William Avery, a down-at-heel junior officer in the Company’s army, is sent to find him, in the unlikely company of the enigmatic and uncouth Jeremiah Blake. A more mismatched duo couldn’t be imagined, but they must bury their differences as they are caught up in a search that turns up too many unanswered questions and seems bound to end in failure.
What was it that so captivated Mountstuart about the Thugs, the murderous sect of Kali-worshippers who strangle innocent travellers by the roadside? Who is Jeremiah Blake and can he be trusted? And why is the whole enterprise shrouded in such secrecy?
In the dark heart of Company India, Avery will have to fight for his very life, and in defence of a truth he will wish he had never learned.
I read a preview of this book on First to Read and then immediately put the book on hold at the library.
The Strangler Vine is a very good action-adventure story set in colonial British India. I basically sank into this book and lived with the characters for a couple of weeks. (Although glad I wasn’t in the heat and humidity of the jungle with them.)
You get a real feel for “Company India” and the politics that were at play, but not in a boring kind of way. It’s an adventure filled with mystery. As Avery looses his idealism and naivety, I really felt for him, for India, for the ideals and nationalism that thrust so many people into situations they were unprepared to handle. The corruption that was so obvious was also so expertly hidden, there were so many layers to peal back, the answers come late and come hard. I really enjoyed this book.
It’s 1841, and three years after we left them at the close of The Strangler Vine, Blake and Avery are reunited in very different circumstances in London. There has been a series of dreadful murders in the slums of the printing district, which the police mysteriously refuse to investigate, and Blake and Avery must find the culprit before he kills again.
An atmospheric thriller. Once I finished The Strangler Vine and learned there was a second book I checked it out from the library right away.
Although, at first, I wasn’t sure I would like the change of settings from the wilds of India to the grimy back alley’s of London. However, having read the first book, the unease of Blake and Avery at returning to London mirrored my own. Somehow that just worked perfectly within the journey of the story.
You really do sink into these books and travel with the characters. While mystery is not my favorite genre, I’d pick up another Blake and Avery novel any day.

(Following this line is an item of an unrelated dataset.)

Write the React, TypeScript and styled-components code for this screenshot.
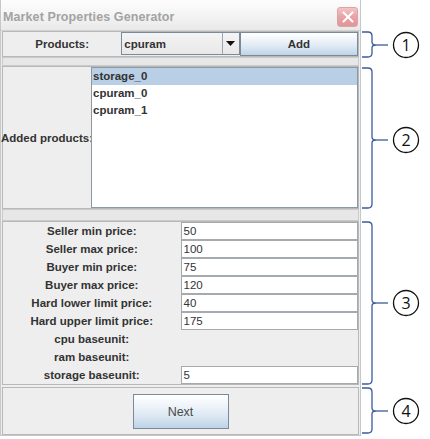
import React from "react";
import styled, { createGlobalStyle } from "styled-components";

const GlobalStyle = createGlobalStyle`
  html, body {
    margin: 0;
    padding: 0;
    background: #ffffff;
  }
  * { box-sizing: border-box; }
`;

const UI_FONT = `"Liberation Sans", Arial, sans-serif`;

const Stage = styled.div`
  display: flex;
  width: 430px;
  height: 439px;
  overflow: hidden;
`;

const Window = styled.div`
  width: 361px;
  height: 436px;
  display: flex;
  flex-direction: column;
  background: #eeeeee;
  border: 1px solid #c4c8cc;
  border-top: none;
  font-family: ${UI_FONT};
`;

const TitleBar = styled.div`
  height: 31px;
  flex: none;
  display: flex;
  align-items: center;
  justify-content: space-between;
  padding: 4px 2px 0 2px;
  background: linear-gradient(#fdfdfd 0%, #f6f6f6 40%, #e9e9e9 100%);
  border-bottom: 1px solid #d2d2d2;
`;

const Title = styled.span`
  font-family: ${UI_FONT};
  font-weight: bold;
  font-size: 12.5px;
  color: #a3a3a3;
  letter-spacing: 0.1px;
`;

const CloseButton = styled.div`
  width: 21px;
  height: 20px;
  display: flex;
  align-items: center;
  justify-content: center;
  border-radius: 3px;
  border: 1px solid #dca4a8;
  background: linear-gradient(#f4c4c6 0%, #e8a2a6 50%, #e0959a 100%);
`;

const Content = styled.div`
  flex: 1;
  display: flex;
  flex-direction: column;
  padding: 0 1px;
`;

const Panel = styled.div<{ $h: number }>`
  height: ${(p) => p.$h}px;
  flex: none;
  border: 1px solid #b8b8b8;
`;

const Separator = styled.div<{ $h: number }>`
  height: ${(p) => p.$h}px;
  flex: none;
  border: 1px solid #cacaca;
  background: #e7e7e7;
`;

const Gap = styled.div<{ $h: number }>`
  height: ${(p) => p.$h}px;
  flex: none;
`;

const ProductsRow = styled(Panel)`
  display: grid;
  grid-template-columns: 1fr 1fr 1fr;
`;

const BoldLabel = styled.div`
  display: flex;
  align-items: center;
  justify-content: center;
  font-weight: bold;
  font-size: 11.5px;
  color: #333333;
  white-space: nowrap;
`;

const Combo = styled.div`
  display: flex;
  border: 1px solid #7a8a99;
  background: linear-gradient(#f4f4f4 0%, #e8e8e8 100%);
  margin-bottom: 1px;
`;

const ComboValue = styled.div`
  flex: 1;
  display: flex;
  align-items: center;
  padding-left: 2px;
  font-weight: bold;
  font-size: 11.5px;
  color: #333333;
`;

const ComboArrow = styled.div`
  width: 17px;
  display: flex;
  align-items: center;
  justify-content: center;
  border-left: 1px solid #9aa6b2;
`;

const OceanButton = styled.div<{ $bold?: boolean }>`
  display: flex;
  align-items: center;
  justify-content: center;
  border: 1px solid #7a8a99;
  background: linear-gradient(#ffffff 0%, #f0f5fa 30%, #dbe7f2 65%, #bed3e7 100%);
  font-size: ${(p) => (p.$bold ? "11.5px" : "12.5px")};
  font-weight: ${(p) => (p.$bold ? "bold" : "normal")};
  color: ${(p) => (p.$bold ? "#333333" : "#4a4a4a")};
`;

const AddedSection = styled(Panel)`
  display: grid;
  grid-template-columns: 88px 1fr;
`;

const ListBox = styled.div`
  border: 1px solid #8c98a4;
  background: #ffffff;
  display: flex;
  flex-direction: column;
`;

const ListItem = styled.div<{ $selected?: boolean }>`
  height: 17px;
  line-height: 17px;
  padding-left: 1px;
  font-weight: bold;
  font-size: 11.5px;
  color: #333333;
  background: ${(p) => (p.$selected ? "#b8cfe5" : "transparent")};
`;

const FormGrid = styled(Panel)`
  display: grid;
  grid-template-columns: 1fr 1fr;
  grid-auto-rows: 18px;
`;

const TextField = styled.div`
  border: 1px solid #a4aab0;
  background: #ffffff;
  padding-left: 2px;
  display: flex;
  align-items: center;
  font-size: 11.5px;
  color: #333333;
`;

const Footer = styled(Panel)`
  display: flex;
  justify-content: center;
  align-items: flex-start;
  padding-top: 6px;
`;

const NextButton = styled(OceanButton)`
  width: 96px;
  height: 35px;
`;

const Annotations = styled.svg`
  width: 69px;
  height: 439px;
  flex: none;
`;

type BraceProps = { top: number; bottom: number; mid: number; label: string };

// A right-facing brace with a lead line to a numbered circle
const Brace = ({ top, bottom, mid, label }: BraceProps) => {
  const x = 11;
  const hook = 1;
  const r = 4;
  const d = [
    `M ${hook} ${top}`,
    `L ${x - r} ${top}`,
    `Q ${x} ${top} ${x} ${top + r}`,
    `L ${x} ${mid - 3}`,
    `Q ${x} ${mid} ${x + 4} ${mid}`,
    `Q ${x} ${mid} ${x} ${mid + 3}`,
    `L ${x} ${bottom - r}`,
    `Q ${x} ${bottom} ${x - r} ${bottom}`,
    `L ${hook} ${bottom}`,
  ].join(" ");
  return (
    <g>
      <path d={d} fill="none" stroke="#3b5b9b" strokeWidth={1.3} />
      <line x1={x + 4} y1={mid} x2={27} y2={mid} stroke="#3b5b9b" strokeWidth={1.3} />
      <circle cx={45} cy={mid} r={12.5} fill="#ffffff" stroke="#111111" strokeWidth={1.3} />
      <text
        x={45}
        y={mid + 6}
        textAnchor="middle"
        fontFamily='"Open Sans", "DejaVu Sans", sans-serif'
        fontSize={16}
        fill="#111111"
      >
        {label}
      </text>
    </g>
  );
};

const fields: { label: string; value?: string }[] = [
  { label: "Seller min price:", value: "50" },
  { label: "Seller max price:", value: "100" },
  { label: "Buyer min price:", value: "75" },
  { label: "Buyer max price:", value: "120" },
  { label: "Hard lower limit price:", value: "40" },
  { label: "Hard upper limit price:", value: "175" },
  { label: "cpu baseunit:" },
  { label: "ram baseunit:" },
  { label: "storage baseunit:", value: "5" },
];

const products = ["storage_0", "cpuram_0", "cpuram_1"];

export default function App() {
  return (
    <>
      <GlobalStyle />
      <Stage>
        <Window>
          <TitleBar>
            <Title>Market Properties Generator</Title>
            <CloseButton>
              <svg width="12" height="12" viewBox="0 0 12 12">
                <path d="M1.5 1.5 L10.5 10.5 M10.5 1.5 L1.5 10.5" stroke="#ffffff" strokeWidth="2" strokeLinecap="round" />
              </svg>
            </CloseButton>
          </TitleBar>
          <Content>
            <ProductsRow $h={26}>
              <BoldLabel>Products:</BoldLabel>
              <Combo>
                <ComboValue>cpuram</ComboValue>
                <ComboArrow>
                  <svg width="9" height="5" viewBox="0 0 9 5">
                    <path d="M0 0 H9 L4.5 5 Z" fill="#111111" />
                  </svg>
                </ComboArrow>
              </Combo>
              <OceanButton $bold>Add</OceanButton>
            </ProductsRow>
            <Separator $h={9} />
            <AddedSection $h={143}>
              <BoldLabel>Added products:</BoldLabel>
              <ListBox>
                {products.map((p, i) => (
                  <ListItem key={p} $selected={i === 0}>
                    {p}
                  </ListItem>
                ))}
              </ListBox>
            </AddedSection>
            <Separator $h={12} />
            <FormGrid $h={164}>
              {fields.map((f) => (
                <React.Fragment key={f.label}>
                  <BoldLabel>{f.label}</BoldLabel>
                  {f.value !== undefined ? <TextField>{f.value}</TextField> : <div />}
                </React.Fragment>
              ))}
            </FormGrid>
            <Gap $h={2} />
            <Footer $h={48}>
              <NextButton>Next</NextButton>
            </Footer>
          </Content>
        </Window>
        <Annotations viewBox="0 0 69 439">
          <Brace top={32} bottom={57} mid={45} label="1" />
          <Brace top={68} bottom={208} mid={140} label="2" />
          <Brace top={222} bottom={384} mid={303} label="3" />
          <Brace top={388} bottom={433} mid={411} label="4" />
        </Annotations>
      </Stage>
    </>
  );
}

Investigative team Blake and Avery find themselves entangled in a case involving political conflicts, personal vendettas, and England s first celebrity chef.
London, 1842. Captain William Avery is persuaded to investigate a mysterious and horrible death at the Reform, London s newest and grandest gentleman s club a death the club is desperate to hush up. What he soon discovers is a web of rivalries and hatreds, both personal and political, simmering behind the club s handsome facade. At the center is its resident genius, Alexis Soyer, the Napoleon of food, a chef whose culinary brilliance is matched only by his talent for self-publicity.
But Avery is distracted, for where is his mentor and partner in crime Jeremiah Blake? And what if this first death is only a dress rehearsal for something far more sinister?”
Can the third book in a series be the one to have a sophomore slump?
Most of the disappoint is in the fact that this book spend an awful lot of time with Captain Avery stumbling along trying to solve the mystery without Blake. He’s not a bad character, but the point of have a pair like this is the interaction between the two of them. It’s like trying to enjoy Watson equally by himself when you just know that he is so much more interesting when paired with Sherlock. Avery without Blake just isn’t up to par.
The historical parts of the book are fantastic though! I found myself wondering if the author had also read “Sorting the Beef from the Bull: The Science of Food Fraud Forensics.” So much of what was going on with the science in the book related to the themes in Sorting the Beef from the Bull. Of course I’m always interested in historic fiction that focuses on emerging science.
Also this is one mystery book that had me guessing for a really long time. There were simply too many scoundrels to choose from. Too many who had motive and lacked morals.
I also wish we got to see more of London in this book. The setting is pretty narrow and the books spends the majority of it’s time at the reform. And maybe that’s just nit-picky.
I’m not normally a fan of serial mysteries, and maybe this is why. Maybe after a couple of books I’m just not as interested any more, maybe the shine wears off, maybe I get nit-picky. Maybe.
I really loved the first Avery and Blake novel The Strangler Vine (esp the setting in India.) The second book, The Infidel Stain, was also pretty good, pretty atmospheric. While still being enjoyable the third book didn’t live up to what I had come to expect after reading the first two.